Using hGetContents and closing the handle too early. Lazy IO and explicit handle management do not mix. Either go strict (Data.Text.IO.readFile) or stream (conduit). Avoid lazy hGetContents in production.

Creating an HTTP Manager per request. Connection pooling is the entire point of Manager. Create one at startup, share it through your application.

Ignoring HTTP error status codes. http-client by default throws on non-2xx responses. If you want to handle them yourself, set checkResponse = \_ _ -> pure () on the request.

Using String for binary data. String is [Char], where Char is a Unicode code point. Putting raw bytes in a String corrupts them silently. Use ByteString.

Trusting T.decodeUtf8 on untrusted input. It throws on invalid UTF-8. Use decodeUtf8' (returns Either) or decodeUtf8Lenient (replaces bad bytes) when you do not control the source.

Forgetting OverloadedStrings. Without it, "hello" :: Text is a type error. Most projects turn it on globally.

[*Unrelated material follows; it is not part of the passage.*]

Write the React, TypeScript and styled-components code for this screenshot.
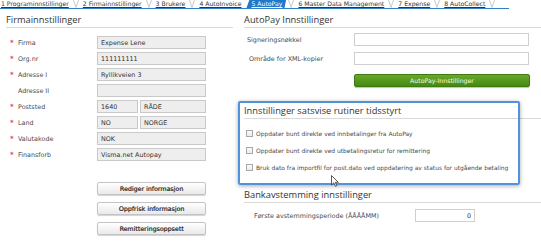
import React from 'react';
import styled, { createGlobalStyle } from 'styled-components';

const Global = createGlobalStyle`
  html, body { margin: 0; padding: 0; background: #ffffff; }
  body { font-family: "DejaVu Sans", Verdana, sans-serif; color: #444; }
  * { box-sizing: border-box; }
`;

const Page = styled.div`
  position: relative;
  width: 541px;
  height: 252px;
  overflow: hidden;
`;

const TabStrip = styled.div`
  display: flex;
  align-items: flex-end;
  height: 9px;
  width: 509px;
  overflow: hidden;
  border-bottom: 1px solid #2f7fc6;
`;

const Tab = styled.span<{ $active?: boolean }>`
  display: flex;
  align-items: flex-end;
  height: 14px;
  padding: ${p => (p.$active ? '0 5px 0 5px' : '0 1px')};
  margin-left: ${p => (p.$active ? '-2px' : '0')};
  margin-right: ${p => (p.$active ? '-2px' : '0')};
  font-size: 6.15px;
  line-height: 9px;
  white-space: nowrap;
  color: ${p => (p.$active ? '#ffffff' : '#333')};
  background: ${p => (p.$active ? '#1f78c9' : 'transparent')};
  clip-path: ${p => (p.$active ? 'polygon(5px 0, 100% 0, calc(100% - 3px) 100%, 0 100%)' : 'none')};
  text-decoration: underline;
  text-underline-offset: 1px;
`;

const Sep = styled.svg`
  flex: none;
  margin: 0 3px;
  align-self: flex-end;
`;

const Columns = styled.div`
  display: flex;
`;

const LeftCol = styled.div`
  width: 233px;
  padding-left: 6px;
  flex: none;
`;

const RightCol = styled.div`
  flex: 1;
  margin-left: 11px;
`;

const Heading = styled.div<{ $mt: number }>`
  margin-top: ${p => p.$mt}px;
  height: 15px;
  font-family: "Open Sans", "Noto Sans", sans-serif;
  font-size: 9.3px;
  line-height: 14px;
  color: #333;
  border-bottom: 1px solid #d9d9d9;
  white-space: nowrap;
`;

const FormRows = styled.div<{ $mt: number; $gap: number }>`
  display: flex;
  flex-direction: column;
  gap: ${p => p.$gap}px;
  margin-top: ${p => p.$mt}px;
`;

const Row = styled.div`
  display: flex;
  align-items: center;
  height: 13px;
`;

const LabelCell = styled.div<{ $w: number; $pl: number }>`
  display: flex;
  align-items: center;
  width: ${p => p.$w}px;
  padding-left: ${p => p.$pl}px;
  flex: none;
  font-size: 6.4px;
  color: #4a4a4a;
  white-space: nowrap;
`;

const Star = styled.span`
  width: 8px;
  color: #e0444a;
  font-size: 7px;
  font-weight: bold;
`;

const Field = styled.input<{ $w: number; $readonly?: boolean; $right?: boolean }>`
  width: ${p => p.$w}px;
  height: 13px;
  padding: 0 3px;
  margin: 0;
  border: 1px solid ${p => (p.$readonly ? '#c9c9c9' : '#cfcfcf')};
  background: ${p => (p.$readonly ? '#eeeeee' : '#ffffff')};
  font-family: "DejaVu Sans", Verdana, sans-serif;
  font-size: 6.4px;
  color: #333;
  text-align: ${p => (p.$right ? 'right' : 'left')};
  outline: none;
  flex: none;
`;

const FieldPair = styled.div`
  display: flex;
  gap: 2px;
`;

const ButtonStack = styled.div`
  display: flex;
  flex-direction: column;
  gap: 7px;
  margin-top: 21px;
  margin-left: 91px;
`;

const GreyButton = styled.div`
  width: 109px;
  height: 13px;
  display: flex;
  align-items: center;
  justify-content: center;
  border: 1px solid #c4c4c4;
  border-radius: 2px;
  background: linear-gradient(#ffffff, #e9e9e9);
  box-shadow: 0 1px 1px rgba(0, 0, 0, 0.18);
  font-size: 6.3px;
  color: #3a3a3a;
  text-shadow: 0.25px 0 0 #3a3a3a;
  white-space: nowrap;
`;

const GreenButton = styled.div`
  width: 176px;
  height: 13px;
  margin-top: 9px;
  margin-left: 110px;
  display: flex;
  align-items: center;
  justify-content: center;
  border: 1px solid #3d7a10;
  border-radius: 2px;
  background: linear-gradient(#6aa82a, #458a12);
  box-shadow: 0 1px 1px rgba(0, 0, 0, 0.25);
  font-size: 6.2px;
  color: #f3ffe8;
  white-space: nowrap;
`;

const CheckList = styled.div`
  display: flex;
  flex-direction: column;
  gap: 6px;
  margin-top: 9px;
`;

const CheckRow = styled.div`
  display: flex;
  align-items: center;
  height: 11px;
  padding-left: 2px;
  font-size: 5.95px;
  color: #4a4a4a;
  white-space: nowrap;
`;

const Box = styled.span`
  width: 7px;
  height: 7px;
  margin-right: 3px;
  border: 1px solid #a8a8a8;
  background: linear-gradient(#fafafa, #ececec);
  flex: none;
`;

const Highlight = styled.div`
  position: absolute;
  left: 238px;
  top: 101px;
  width: 282px;
  height: 84px;
  border: 2px solid #4f93dd;
  border-radius: 2px;
  box-shadow: 0 1px 4px rgba(0, 0, 0, 0.35);
  pointer-events: none;
`;

const Cursor = styled.svg`
  position: absolute;
  left: 331px;
  top: 175px;
`;

const tabs = [
  '1 Programinnstillinger',
  '2 Firmainnstillinger',
  '3 Brukere',
  '4 AutoInvoice',
  '5 AutoPay',
  '6 Master Data Management',
  '7 Expense',
  '8 AutoCollect',
];

const SepIcon = () => (
  <Sep width="6" height="8" viewBox="0 0 6 8">
    <path d="M0.5 0 L3 7.5 L5.5 0" fill="none" stroke="#c3c3c3" strokeWidth="0.9" />
  </Sep>
);

const companyRows: { label: string; req: boolean; values: string[] }[] = [
  { label: 'Firma', req: true, values: ['Expense Lene'] },
  { label: 'Org.nr', req: true, values: ['111111111'] },
  { label: 'Adresse I', req: true, values: ['Ryllikveien 3'] },
  { label: 'Adresse II', req: false, values: [''] },
  { label: 'Poststed', req: true, values: ['1640', 'RÅDE'] },
  { label: 'Land', req: true, values: ['NO', 'NORGE'] },
  { label: 'Valutakode', req: true, values: ['NOK'] },
  { label: 'Finansforb', req: true, values: ['Visma.net Autopay'] },
];

const checks = [
  'Oppdater bunt direkte ved innbetalinger fra AutoPay',
  'Oppdater bunt direkte ved utbetalingsretur for remittering',
  'Bruk dato fra importfil for post.dato ved oppdatering av status for utgående betaling',
];

export default function App() {
  return (
    <Page>
      <Global />
      <TabStrip>
        {tabs.map((t, i) => (
          <React.Fragment key={t}>
            <Tab $active={i === 4}>{t}</Tab>
            {i !== 3 && i !== 4 && <SepIcon />}
            {i === 3 && <span style={{ width: 6 }} />}
            {i === 4 && <SepIcon />}
          </React.Fragment>
        ))}
      </TabStrip>
      <Columns>
        <LeftCol>
          <Heading $mt={4}>Firmainnstillinger</Heading>
          <FormRows $mt={8} $gap={3}>
            {companyRows.map(r => (
              <Row key={r.label}>
                <LabelCell $w={91} $pl={4}>
                  <Star>{r.req ? '*' : ''}</Star>
                  {r.label}
                </LabelCell>
                {r.values.length === 1 ? (
                  <Field $w={109} $readonly readOnly value={r.values[0]} />
                ) : (
                  <FieldPair>
                    <Field $w={41} $readonly readOnly value={r.values[0]} />
                    <Field $w={66} $readonly readOnly value={r.values[1]} />
                  </FieldPair>
                )}
              </Row>
            ))}
          </FormRows>
          <ButtonStack>
            <GreyButton>Rediger informasjon</GreyButton>
            <GreyButton>Oppfrisk informasjon</GreyButton>
            <GreyButton>Remitteringsoppsett</GreyButton>
          </ButtonStack>
        </LeftCol>
        <RightCol>
          <Heading $mt={4}>AutoPay Innstillinger</Heading>
          <FormRows $mt={5} $gap={6}>
            <Row>
              <LabelCell $w={110} $pl={3}>Signeringsnøkkel</LabelCell>
              <Field $w={175} readOnly value="" />
            </Row>
            <Row>
              <LabelCell $w={110} $pl={5}>Område for XML-kopier</LabelCell>
              <Field $w={175} readOnly value="" />
            </Row>
          </FormRows>
          <GreenButton>AutoPay-Innstillinger</GreenButton>
          <Heading $mt={17}>Innstillinger satsvise rutiner tidsstyrt</Heading>
          <CheckList>
            {checks.map(c => (
              <CheckRow key={c}>
                <Box />
                {c}
              </CheckRow>
            ))}
          </CheckList>
          <Heading $mt={15}>Bankavstemming innstillinger</Heading>
          <FormRows $mt={6} $gap={0}>
            <Row>
              <LabelCell $w={171} $pl={10}>Første avstemmingsperiode (ÅÅÅÅMM)</LabelCell>
              <Field $w={60} $right readOnly value="0" />
            </Row>
          </FormRows>
        </RightCol>
      </Columns>
      <Highlight />
      <Cursor width="8" height="12" viewBox="0 0 8 12">
        <path d="M0.5 0.5 L0.5 10 L2.8 7.8 L4.4 11.3 L5.8 10.7 L4.3 7.3 L7.3 7.3 Z" fill="#ffffff" stroke="#333" strokeWidth="0.8" strokeLinejoin="round" />
      </Cursor>
    </Page>
  );
}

Reading the whole file when streaming would do. A request handler that reads a 100 MB upload into memory is a memory-spike waiting to happen. conduit or streamly keeps it bounded.

Key takeaways

  • Data.Text.IO and Data.ByteString for strict reads and writes; withFile for resource-safe handle work.
  • bracket is the universal pattern for "acquire, use, release"; withFile/withConnection etc. are convenience wrappers.
  • Text for human-readable text, ByteString for bytes, String only for examples and error messages.
  • http-client (with tlsManagerSettings) for low-level HTTP; req for typed, ergonomic requests. Reuse the Manager.
  • aeson is the JSON standard. Use eitherDecode not decode so you keep the parse error.
  • For files larger than memory, use conduit, pipes, or streamly to keep memory bounded.
  • Push business-level failure into Either and let library exceptions stay exceptions — the next topic explores why.